Using the Thrift Perl API into Cassandra, I am running into what is endearingly referred to as the 4 bytes of doom:

 TSocket: timed out reading 4 bytes from localhost:9160

The script I am using is fairly simple.  I have a text file that has about 3.6 million lines that are formatted like:  foo@bar.com  1234

The Cassandra dataset is a single column family called Users in the Mailings keyspace with a data layout of:
Users = { 
    'foo@example.com': {
        email: 'foo@example.com',
        person_id: '123456',
        send_dates_2009-09-30: '2245',
        send_dates_2009-10-01: '2247',
    },
}
There are about 3.5 million rows in the Users column family and each row has no more than 4 columns (listed above).  Some only have 3 (one of the send_dates_YYYY-MM-DD isn't there).

The script parses it and then connects to Cassandra and does a get_slice and counts the return values adding that to a hash:
     my ($value) = $client->get_slice(
         'Mailings',
         $email,
         Cassandra::ColumnParent->new({
                 column_family => 'Users',
             }),
         Cassandra::SlicePredicate->new({
                 slice_range => Cassandra::SliceRange->new({
                         start => 'send_dates_2009-09-29',
                         finish => 'send_dates_2009-10-30',
                     }),
             }),
         Cassandra::ConsistencyLevel::ONE
     );
     $counter{($#{$value} + 1)}++;

For the most part, this script times out after 1 minute or so.
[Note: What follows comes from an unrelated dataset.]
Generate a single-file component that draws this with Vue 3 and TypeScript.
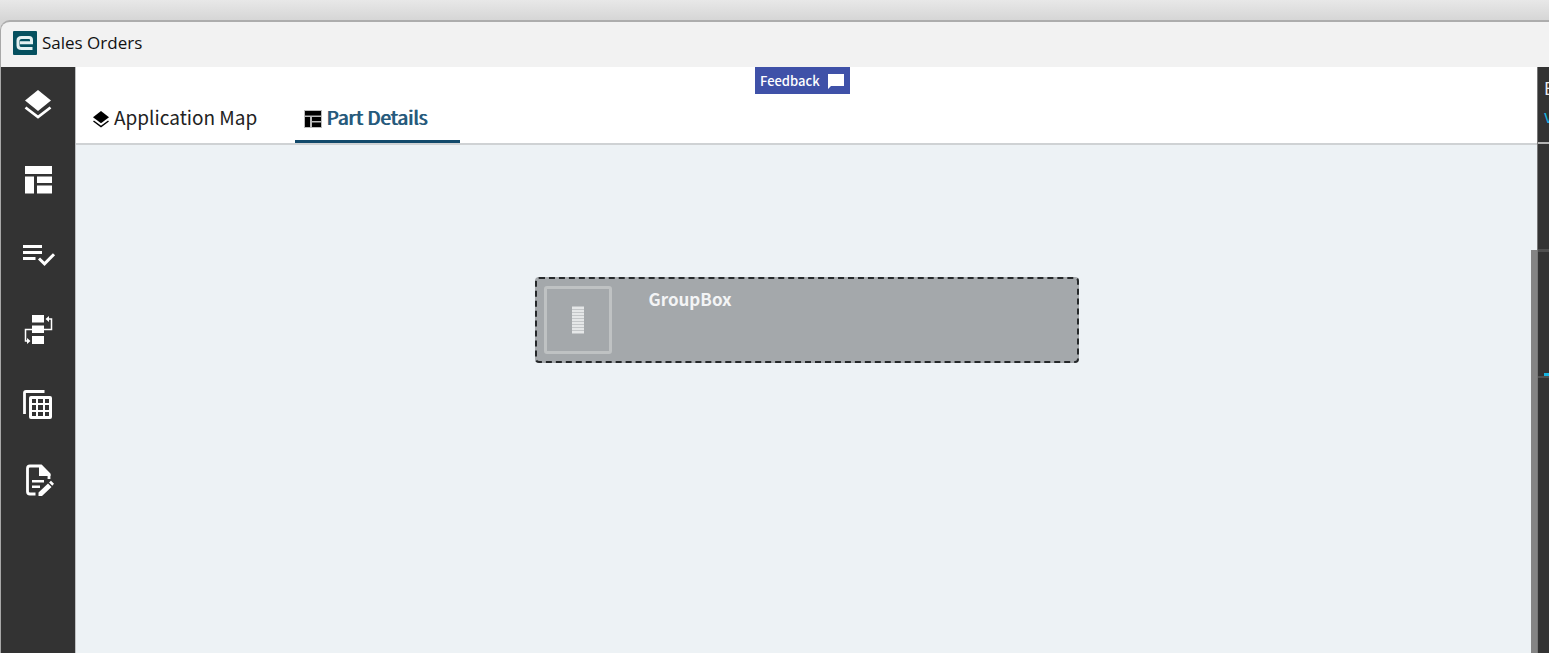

Replacing the get_slice with a get_count, I can get it to about 2 million queries before I get the timeout.  Replacing the get_slice with a get, I make it to about 2.5 million before I get the timeout.  The only way I could get it to run all the way through was to add a 1/100 of a second sleep during every iteration.  I was able to get the script to complete when I shut down everything else on the machine (and it took 177m to complete).  But since this is a semi-production machine, I had to turn everything back on afterwards.

So for poops and laughs (at the recommendation of jbellis), I rewrote the script in Python and it has since run (using get_slice) 3 times fully without timing out (approximately 130m in Python) with everything else running on the machine.

My question is, having seen this same thing in the PHP API and it is my understanding that the Perl API was based on the PHP API, could http://issues.apache.org/jira/browse/THRIFT-347 apply to Perl here too?  Is anyone else seeing this issue?  If so, have you gotten around it?

Thanks.

-e